Seven members of the Aggressive Criminal Enforcement team arrived at the site around 5 p.m. after receiving a tip from a confidential source. After knocking on the door without response, officers walked around to a detached garage, where Investigator Shane Spradlin said he smelled a distinct chemical odor.

“After that we backed out of the walk and talk because we knew we could use that information to secure a search warrant,” Spradlin said.

Arrested were 24-year-old Brian Harris, Brandon Sprewell, 26, and Jennifer Farmer, 27.

Three months earlier Spradlin, along with other members of the ACE team, had started tracing this group of alleged meth manufacturers when they received a tip from an informant about active labs in mobile homes on Faulkner and Moon roads. However, when they arrived at the properties, the structures had burned and been abandoned.

Carroll County Fire Chief Tracy Smith reported that the cause of the fire on Moon Road is still under investigation.

The prior meth lab investigation information along with the smell from the garage gave a judge enough probable cause to issue an arrest warrant around 8 p.m. Tuesday.

Investigators returned to the house with the warrant and once again knocked on the door. After there was no response, the team went through the unlocked door and found Harris asleep on a couch and Sprewell asleep in a back bedroom, according to the Sheriff’s Office report. Agents found a gun in the closet next to the sleeping Sprewell, who was also charged with possession of a firearm by a convicted felon, according to the report.

While searching the house, the task force identified a suspected “shake and bake” meth lab in the freezer and some pink-colored meth in the master bathroom. ACE members also found a large quantity of suspected meth-related items in an attic space above the detached garage, according to the report.

While authorities questioned the two men, Farmer, who is reportedly in a relationship with Sprewell, pulled up on the property. She was immediately interviewed and arrested based on her own admission that she was aware of the drug manufacturing, the report said. She said that she and her three children, ages 4,7 and 9, had been living in the mobile home.

“The condition of the house was beyond pathetic,” Spradlin said. “You could hear crunching with every step from the cockroaches covering the floor.”

The children were not at the scene but authorities still notified the Division of Family and Children Services about the situation.

After an initial search of the area, the ACE task force called the Drug Enforcement Agency to test samples of the substances and clean the area.
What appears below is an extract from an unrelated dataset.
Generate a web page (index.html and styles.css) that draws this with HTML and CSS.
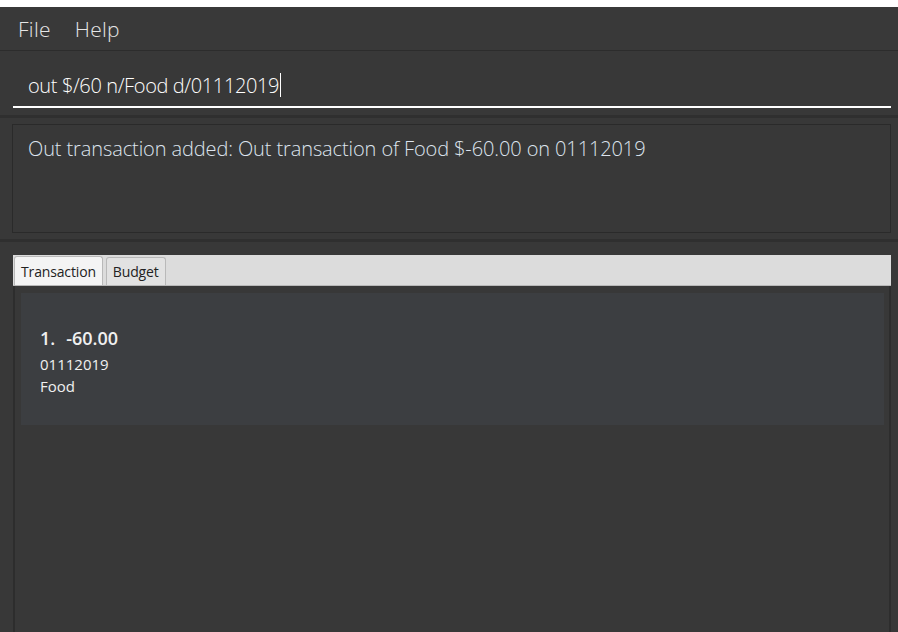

Capt. Shane Taylor of the Carroll County Sheriff’s Office said that the ACE team, made up of two investigators and two deputies from the Sheriff’s Office and two investigators and two officers from the Carrollton Police Department, deal with a variety of criminal activity, but 90 percent of their work is drug-related.

“We used to find a meth lab every four or five months but now it seems like there is one every other week,” Taylor said. “There used to be specific areas known for drugs but meth can be anywhere. It affects so many people, not just those directly involved.”

Harris, Sprewell and Farmer are being held at the county jail pending first-appearance hearings before a judge.